Al riguardo, va ribadito che, in materia urbanistica, a seguito della adozione dei piani urbanistici, ovvero dal momento in cui l'organo amministrativo competente delibera formalmente il piano e lo pubblicizza, onde consentire la presentazione delle osservazione da parte dei soggetti interessati, entrano in vigore le misure di salvaguardia, con lo scopo di impedire che antecedentemente alla approvazione del piano vengano eseguiti interventi che compromettano gli assetti territoriali previsti dal piano stesso, così che integrano la violazione dell'art. 20 della legge 28 febbraio 1985 n. 47, ora art. 44 del D.P.R. 6 giugno 2001 n. 380 (Testo Unico delle disposizioni legislative e regolamentari in materia edilizia) gli interventi posti in essere dopo la adozione ed antecedentemente alla approvazione del piano ed eseguiti in contrasto con le misure di salvaguardia (Sez. 3, n. 37493 del 10/06/2003, Soluri, Rv. 226316).
Nel caso in esame, sebbene la riclassificazione dell'area in R4 fosse stata notificata al Comune di Catanzaro il 28/02/2011, e non potessero, pertanto, essere più rilasciati permessi di costruire a decorrere dal 01/03/2011, il permesso di costruire per i fabbricati oggetto di vincolo risultava illegittimamente emesso il 17/01/2012, successivamente alla riclassificazione dell'area (Sez. 3, n. 36397 del 18/05/2011, Secondini, Rv. 251234 "integra il reato di cui all'art. 44, comma primo, lett. a), del d.P.R. 6 giugno 2001, n. 380, l'esecuzione di un intervento edilizio in mancanza del parere dell'Autorità di bacino sulla compatibilità idrogeologica dell'opera, pur nell'ipotesi di avvenuto rilascio del permesso di costruire").

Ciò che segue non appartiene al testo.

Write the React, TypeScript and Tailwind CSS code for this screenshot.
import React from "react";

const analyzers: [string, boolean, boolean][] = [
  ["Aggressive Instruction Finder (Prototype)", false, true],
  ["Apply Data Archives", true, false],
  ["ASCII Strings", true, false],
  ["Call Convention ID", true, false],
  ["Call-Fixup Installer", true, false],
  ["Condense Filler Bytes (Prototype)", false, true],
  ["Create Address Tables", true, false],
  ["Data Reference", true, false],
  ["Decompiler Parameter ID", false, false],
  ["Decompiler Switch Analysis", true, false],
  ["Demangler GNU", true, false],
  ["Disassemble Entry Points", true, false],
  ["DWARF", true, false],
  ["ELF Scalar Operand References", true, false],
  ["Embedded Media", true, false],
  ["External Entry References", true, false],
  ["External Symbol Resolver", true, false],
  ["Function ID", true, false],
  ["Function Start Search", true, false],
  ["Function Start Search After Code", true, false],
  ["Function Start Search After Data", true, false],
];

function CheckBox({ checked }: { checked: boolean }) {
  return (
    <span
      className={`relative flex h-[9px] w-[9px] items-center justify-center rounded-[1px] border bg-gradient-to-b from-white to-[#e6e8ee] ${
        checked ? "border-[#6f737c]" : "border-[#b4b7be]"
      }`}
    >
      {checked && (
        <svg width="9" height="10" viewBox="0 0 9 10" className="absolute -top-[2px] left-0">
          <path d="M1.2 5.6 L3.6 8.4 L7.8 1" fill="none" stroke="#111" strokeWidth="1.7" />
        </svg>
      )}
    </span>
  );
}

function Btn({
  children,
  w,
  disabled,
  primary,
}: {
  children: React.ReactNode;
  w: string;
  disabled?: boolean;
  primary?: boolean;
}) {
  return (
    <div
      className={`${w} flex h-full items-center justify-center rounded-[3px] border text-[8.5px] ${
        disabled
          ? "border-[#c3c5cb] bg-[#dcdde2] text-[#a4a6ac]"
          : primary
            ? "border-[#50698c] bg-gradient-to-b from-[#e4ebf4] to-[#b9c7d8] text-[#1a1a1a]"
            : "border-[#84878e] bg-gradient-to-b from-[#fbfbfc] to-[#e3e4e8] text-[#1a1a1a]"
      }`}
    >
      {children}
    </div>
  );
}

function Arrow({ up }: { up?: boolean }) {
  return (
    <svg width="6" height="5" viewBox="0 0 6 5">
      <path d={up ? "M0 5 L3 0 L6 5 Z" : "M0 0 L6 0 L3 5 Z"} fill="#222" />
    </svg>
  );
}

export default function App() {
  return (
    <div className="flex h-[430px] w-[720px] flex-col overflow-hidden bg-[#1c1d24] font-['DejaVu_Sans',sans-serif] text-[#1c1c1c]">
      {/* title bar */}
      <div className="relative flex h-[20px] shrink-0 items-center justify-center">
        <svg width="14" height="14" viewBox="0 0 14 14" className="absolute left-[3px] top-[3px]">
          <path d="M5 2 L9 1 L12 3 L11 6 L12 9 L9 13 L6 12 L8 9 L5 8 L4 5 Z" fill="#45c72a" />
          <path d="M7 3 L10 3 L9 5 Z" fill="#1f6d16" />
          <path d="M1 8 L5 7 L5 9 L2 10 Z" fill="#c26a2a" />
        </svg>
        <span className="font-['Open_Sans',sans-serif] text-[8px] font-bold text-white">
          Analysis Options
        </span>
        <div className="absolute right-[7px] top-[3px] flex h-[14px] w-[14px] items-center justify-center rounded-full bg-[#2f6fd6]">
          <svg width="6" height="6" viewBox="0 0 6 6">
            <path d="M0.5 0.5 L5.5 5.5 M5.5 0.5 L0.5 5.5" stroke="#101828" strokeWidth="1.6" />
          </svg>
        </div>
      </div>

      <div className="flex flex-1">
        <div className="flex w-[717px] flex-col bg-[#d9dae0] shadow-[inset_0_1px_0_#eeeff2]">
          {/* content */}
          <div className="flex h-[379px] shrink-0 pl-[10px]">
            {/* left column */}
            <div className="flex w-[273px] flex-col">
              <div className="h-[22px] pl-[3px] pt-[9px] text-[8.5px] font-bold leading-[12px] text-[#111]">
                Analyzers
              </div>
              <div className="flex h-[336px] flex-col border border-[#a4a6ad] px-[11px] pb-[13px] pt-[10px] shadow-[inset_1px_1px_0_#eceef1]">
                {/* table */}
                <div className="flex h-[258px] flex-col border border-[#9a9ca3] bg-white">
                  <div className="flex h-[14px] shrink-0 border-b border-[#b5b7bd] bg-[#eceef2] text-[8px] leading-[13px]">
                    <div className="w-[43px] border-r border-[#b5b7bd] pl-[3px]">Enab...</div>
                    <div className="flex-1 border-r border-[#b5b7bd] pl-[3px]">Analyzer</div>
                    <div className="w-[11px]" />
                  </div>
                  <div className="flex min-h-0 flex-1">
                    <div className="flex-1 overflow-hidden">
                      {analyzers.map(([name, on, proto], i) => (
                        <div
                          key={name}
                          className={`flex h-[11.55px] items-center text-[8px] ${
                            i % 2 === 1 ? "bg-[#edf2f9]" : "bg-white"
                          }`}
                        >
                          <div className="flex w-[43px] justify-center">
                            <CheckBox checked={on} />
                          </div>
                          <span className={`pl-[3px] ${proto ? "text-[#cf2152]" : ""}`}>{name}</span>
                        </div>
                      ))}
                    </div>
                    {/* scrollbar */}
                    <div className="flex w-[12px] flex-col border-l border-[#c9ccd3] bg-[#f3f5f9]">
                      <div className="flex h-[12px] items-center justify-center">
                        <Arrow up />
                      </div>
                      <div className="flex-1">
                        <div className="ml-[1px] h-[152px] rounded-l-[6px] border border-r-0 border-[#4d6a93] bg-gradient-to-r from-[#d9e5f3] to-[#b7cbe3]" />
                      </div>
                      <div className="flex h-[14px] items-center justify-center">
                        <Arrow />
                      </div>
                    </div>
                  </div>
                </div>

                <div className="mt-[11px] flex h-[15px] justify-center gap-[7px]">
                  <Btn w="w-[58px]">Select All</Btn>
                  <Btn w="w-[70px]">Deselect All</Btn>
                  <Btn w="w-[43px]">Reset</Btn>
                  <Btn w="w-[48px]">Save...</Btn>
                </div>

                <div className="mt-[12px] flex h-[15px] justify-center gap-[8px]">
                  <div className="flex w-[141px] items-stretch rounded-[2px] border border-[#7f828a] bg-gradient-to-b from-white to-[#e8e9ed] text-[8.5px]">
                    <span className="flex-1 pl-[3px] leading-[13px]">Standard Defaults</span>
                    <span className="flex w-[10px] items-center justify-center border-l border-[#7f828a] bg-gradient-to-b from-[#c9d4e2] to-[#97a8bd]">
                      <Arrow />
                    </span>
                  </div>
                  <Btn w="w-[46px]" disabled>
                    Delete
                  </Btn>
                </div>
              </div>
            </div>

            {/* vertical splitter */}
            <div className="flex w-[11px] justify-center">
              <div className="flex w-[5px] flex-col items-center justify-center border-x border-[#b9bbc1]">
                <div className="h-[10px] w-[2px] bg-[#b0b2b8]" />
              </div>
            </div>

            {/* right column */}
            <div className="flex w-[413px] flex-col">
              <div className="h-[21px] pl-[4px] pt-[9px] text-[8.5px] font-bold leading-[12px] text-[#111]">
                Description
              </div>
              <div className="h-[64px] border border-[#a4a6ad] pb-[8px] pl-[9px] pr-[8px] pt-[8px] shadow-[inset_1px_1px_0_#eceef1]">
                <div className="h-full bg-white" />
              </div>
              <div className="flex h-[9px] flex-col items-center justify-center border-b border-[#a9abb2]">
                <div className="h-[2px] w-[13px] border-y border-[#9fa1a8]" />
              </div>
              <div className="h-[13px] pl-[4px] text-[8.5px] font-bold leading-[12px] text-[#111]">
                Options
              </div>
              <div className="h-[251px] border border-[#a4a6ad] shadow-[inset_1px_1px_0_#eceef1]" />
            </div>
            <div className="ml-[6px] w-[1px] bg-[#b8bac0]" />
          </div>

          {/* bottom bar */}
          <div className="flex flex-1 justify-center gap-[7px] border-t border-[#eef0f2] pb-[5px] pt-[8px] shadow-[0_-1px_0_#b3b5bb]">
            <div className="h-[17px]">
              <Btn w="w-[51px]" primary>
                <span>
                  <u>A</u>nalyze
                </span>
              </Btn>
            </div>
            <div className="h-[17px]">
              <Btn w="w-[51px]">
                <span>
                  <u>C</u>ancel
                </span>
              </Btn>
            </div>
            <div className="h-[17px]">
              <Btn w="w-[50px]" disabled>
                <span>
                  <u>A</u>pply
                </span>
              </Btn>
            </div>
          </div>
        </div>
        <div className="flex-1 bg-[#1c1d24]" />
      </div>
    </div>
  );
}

La verifica della sussistenza del fumus commissi delicti, nei limiti cognitivi e valutativi propri del giudizio di riesame reale, non è stata poi ritenuta incisa dai rilievi critici della consulenza di parte, che il Tribunale ha ritenuto non pertinenti, in quanto fondati su una cartografia risalente al 2010, antecedente alla riclassificazione dell'area. Tale argomentazione, del resto, oltre ad integrare un apprezzamento di fatto che, essendo immune da censure di illogicità o contraddittorietà, è insindacabile in sede di legittimità, implica altresì la manifesta insussistenza di un'ipotesi di omessa motivazione - unico profilo rilevante nel giudizio di legittimità in materia cautelare -. I vizi di logicità, di contraddittorietà della motivazione, di travisamento del fatto o della prova, prospettati nel ricorso, come già evidenziato, esulano dal sindacato di legittimità in materia reale.

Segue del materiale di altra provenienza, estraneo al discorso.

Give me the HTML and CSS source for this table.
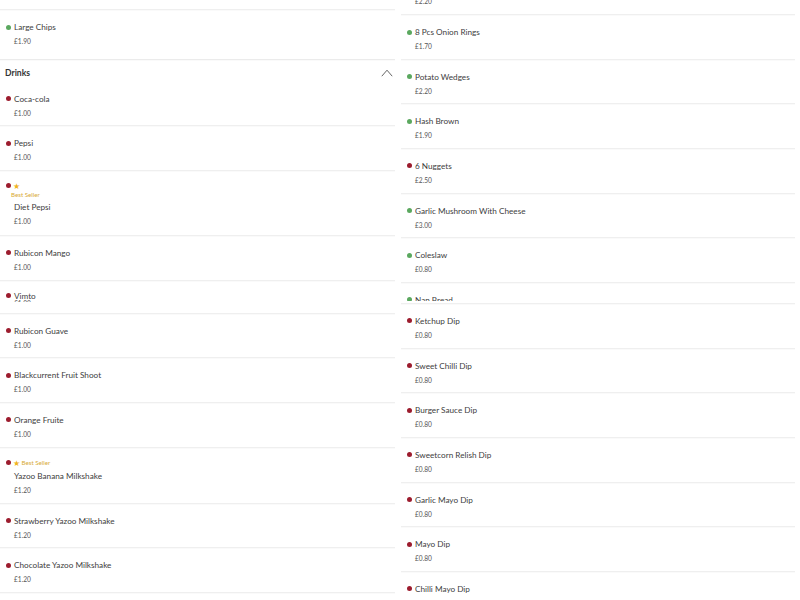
FILE: index.html
```html
<!DOCTYPE html>
<html lang="en">
<head>
<meta charset="utf-8">
<title>Menu</title>
<link rel="stylesheet" href="styles.css">
</head>
<body>
<div class="menu">
  <div class="col">
    <div class="list list-left">
      <div class="item"><div class="name"><span class="dot green"></span>Regular Chips</div><div class="price">£1.50</div></div>
      <div class="item last"><div class="name"><span class="dot green"></span>Large Chips</div><div class="price">£1.90</div></div>
      <div class="cat">
        <span class="cat-title">Drinks</span>
        <svg class="chev" width="12" height="8" viewBox="0 0 12 8"><polyline points="0.8,7.2 6,1.2 11.2,7.2" fill="none" stroke="#555" stroke-width="0.9"/></svg>
      </div>
      <div class="item"><div class="name"><span class="dot red"></span>Coca-cola</div><div class="price">£1.00</div></div>
      <div class="item"><div class="name"><span class="dot red"></span>Pepsi</div><div class="price">£1.00</div></div>
      <div class="item bs-wrap">
        <div class="tag"><span class="dot red"></span><span class="star">★</span></div>
        <div class="bs-line">Best Seller</div>
        <div class="name plain">Diet Pepsi</div>
        <div class="price">£1.00</div>
      </div>
      <div class="item"><div class="name"><span class="dot red"></span>Rubicon Mango</div><div class="price">£1.00</div></div>
      <div class="item squish">
        <div class="clip">
          <div class="name"><span class="dot red"></span>Vimto</div>
          <div class="price">£1.00</div>
        </div>
      </div>
      <div class="item"><div class="name"><span class="dot red"></span>Rubicon Guave</div><div class="price">£1.00</div></div>
      <div class="item"><div class="name"><span class="dot red"></span>Blackcurrent Fruit Shoot</div><div class="price">£1.00</div></div>
      <div class="item"><div class="name"><span class="dot red"></span>Orange Fruite</div><div class="price">£1.00</div></div>
      <div class="item bs">
        <div class="tag"><span class="dot red"></span><span class="star">★</span><span class="bs-text">Best Seller</span></div>
        <div class="name plain">Yazoo Banana Milkshake</div>
        <div class="price">£1.20</div>
      </div>
      <div class="item"><div class="name"><span class="dot red"></span>Strawberry Yazoo Milkshake</div><div class="price">£1.20</div></div>
      <div class="item"><div class="name"><span class="dot red"></span>Chocolate Yazoo Milkshake</div><div class="price">£1.20</div></div>
    </div>
  </div>
  <div class="col">
    <div class="list list-right">
      <div class="item"><div class="name"><span class="dot green"></span>Cheese Chips</div><div class="price">£2.20</div></div>
      <div class="item"><div class="name"><span class="dot green"></span>8 Pcs Onion Rings</div><div class="price">£1.70</div></div>
      <div class="item"><div class="name"><span class="dot green"></span>Potato Wedges</div><div class="price">£2.20</div></div>
      <div class="item"><div class="name"><span class="dot green"></span>Hash Brown</div><div class="price">£1.90</div></div>
      <div class="item"><div class="name"><span class="dot red"></span>6 Nuggets</div><div class="price">£2.50</div></div>
      <div class="item"><div class="name"><span class="dot green"></span>Garlic Mushroom With Cheese</div><div class="price">£3.00</div></div>
      <div class="item"><div class="name"><span class="dot green"></span>Coleslaw</div><div class="price">£0.80</div></div>
      <div class="item short">
        <div class="clip-short">
          <div class="name"><span class="dot green"></span>Nan Bread</div>
        </div>
      </div>
      <div class="item"><div class="name"><span class="dot red"></span>Ketchup Dip</div><div class="price">£0.80</div></div>
      <div class="item"><div class="name"><span class="dot red"></span>Sweet Chilli Dip</div><div class="price">£0.80</div></div>
      <div class="item"><div class="name"><span class="dot red"></span>Burger Sauce Dip</div><div class="price">£0.80</div></div>
      <div class="item"><div class="name"><span class="dot red"></span>Sweetcorn Relish Dip</div><div class="price">£0.80</div></div>
      <div class="item"><div class="name"><span class="dot red"></span>Garlic Mayo Dip</div><div class="price">£0.80</div></div>
      <div class="item"><div class="name"><span class="dot red"></span>Mayo Dip</div><div class="price">£0.80</div></div>
      <div class="item"><div class="name"><span class="dot red"></span>Chilli Mayo Dip</div><div class="price">£0.80</div></div>
    </div>
  </div>
</div>
</body>
</html>
```

FILE: styles.css
```css
* { box-sizing: border-box; }
html, body {
  margin: 0;
  padding: 0;
  background: #ffffff;
}
body {
  width: 800px;
  height: 600px;
  overflow: hidden;
  font-family: Lato, "Open Sans", Arial, sans-serif;
  color: #333333;
}
.menu {
  display: grid;
  grid-template-columns: 395px 394px;
  column-gap: 6px;
  height: 600px;
}
.col {
  overflow: hidden;
  height: 600px;
}
.list-left { margin-top: -34.67px; }
.list-right { margin-top: -29.67px; }

.item {
  padding: 12px 0 7.67px 0;
  border-bottom: 1px solid #efefef;
  box-shadow: 0 1px 1px rgba(0, 0, 0, 0.02);
}
.item.last {
  padding-bottom: 12.67px;
  border-bottom-color: #ebebeb;
}
.name {
  display: flex;
  align-items: center;
  height: 10px;
  line-height: 10px;
  font-size: 8.2px;
  color: #404040;
  padding-left: 6px;
  white-space: nowrap;
}
.name.plain { padding-left: 14px; }
.dot {
  width: 5px;
  height: 5px;
  border-radius: 50%;
  margin-left: -0.5px;
  margin-right: 3.5px;
  flex: none;
}
.dot.red { background: #9c1c2e; }
.dot.green { background: #5ba85f; }
.price {
  margin-top: 4px;
  height: 10px;
  line-height: 10px;
  font-size: 6.6px;
  color: #555555;
  padding-left: 14px;
}

.cat {
  display: flex;
  justify-content: space-between;
  align-items: center;
  height: 22px;
  padding: 8px 2px 4px 5px;
}
.cat-title {
  font-size: 8.6px;
  line-height: 10px;
  font-weight: 700;
  color: #333333;
}
.chev { display: block; }

.tag {
  display: flex;
  align-items: center;
  height: 8px;
  line-height: 8px;
  padding-left: 6px;
}
.tag .dot { margin-right: 2.5px; }
.star {
  font-size: 8px;
  color: #f0b41e;
  line-height: 8px;
}
.bs-text {
  font-size: 6.2px;
  color: #d8aa36;
  margin-left: 1.5px;
}
.item.bs { padding: 11px 0 8px 0; }
.item.bs .name { margin-top: 4px; }

.item.bs-wrap { padding: 11px 0 9px 0; }
.bs-line {
  margin-top: 1px;
  height: 8px;
  line-height: 8px;
  font-size: 6.2px;
  color: #d8aa36;
  padding-left: 11px;
}
.item.bs-wrap .name { margin-top: 3px; }

.item.squish {
  padding: 10px 0 0 0;
  height: 33px;
}
.clip {
  height: 11px;
  overflow: hidden;
}
.clip .price { margin-top: -3px; }

.item.short {
  padding: 12px 0 0 0;
  height: 21px;
}
.clip-short {
  height: 6px;
  overflow: hidden;
}
.clip-short .name { margin-top: 0; }
```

Analogamente va osservato, quanto al profilo della buona fede dei terzi acquirenti, che oggetto del sequestro preventivo può essere qualsiasi bene - a chiunque appartenente e, quindi, anche a persona estranea al reato - purché esso sia, anche indirettamente, collegato al reato e, ove lasciato in libera disponibilità, idoneo a costituire pericolo di aggravamento o di protrazione delle conseguenze del reato ovvero di agevolazione della commissione di ulteriori fatti penalmente rilevanti (Sez. 3, n. 17865 del 17/03/2009, Quarta, Rv. 243751; Conf. Sez. III, n. 17866 del 2009, non massimata).

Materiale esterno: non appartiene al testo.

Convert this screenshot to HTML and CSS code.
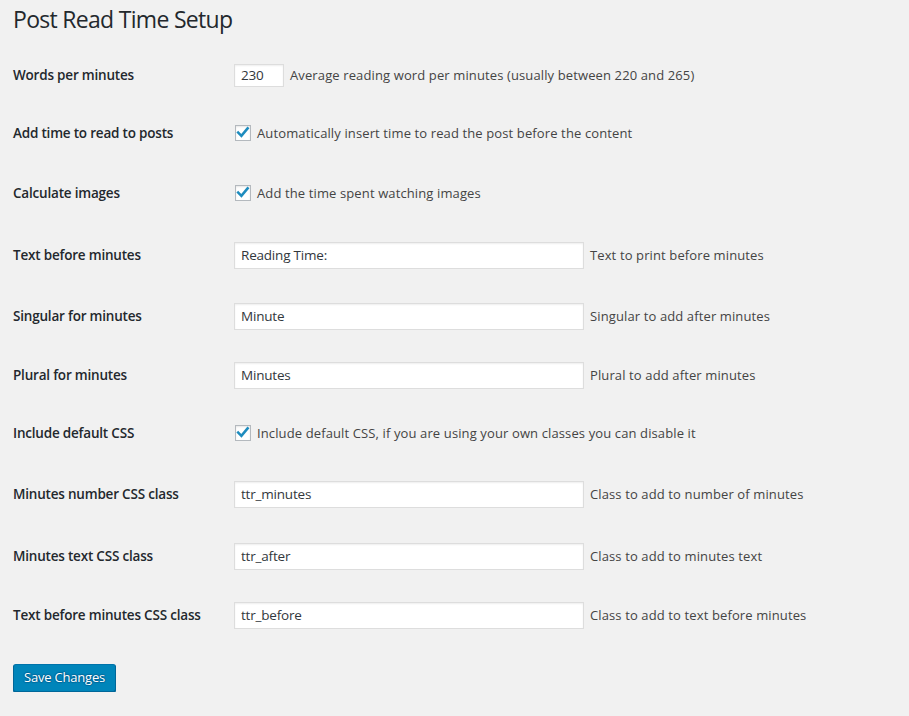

Nel caso in esame, l'ordinanza impugnata ha correttamente rilevato, in ordine al periculum in mora, che non assume rilievo la buona fede dei terzi acquirenti, non ricorrendo un'ipotesi di sequestro funzionale alla confisca, bensì di sequestro c.d. "impeditivo", finalizzato ad impedire che la libera disponibilità del bene possa aggravare o protrarre le conseguenze del reato; pericolo insito nella stessa esistenza della struttura abusiva, realizzata in area soggetta a vincolo di inedificabilità assoluta.

3. Alla declaratoria di inammissibilità del ricorso consegue la condanna al pagamento delle spese processuali e la corresponsione di una somma di denaro in favore della cassa delle ammende, somma che si ritiene equo determinare in Euro 2.000,00: infatti, l'art. 616 cod. proc. pen. non distingue tra le varie cause di inammissibilità, con la conseguenza che la condanna al pagamento della sanzione pecuniaria in esso prevista deve essere inflitta sia nel caso di inammissibilità dichiarata ex art. 606 cod. proc. pen., comma 3, sia nelle ipotesi di inammissibilità pronunciata ex art. 591 cod. proc. pen..

P.Q.M.

Dichiara inammissibile il ricorso e condanna la ricorrente al pagamento delle spese processuali e della somma di euro 2.000,00 in favore della Cassa delle Ammende.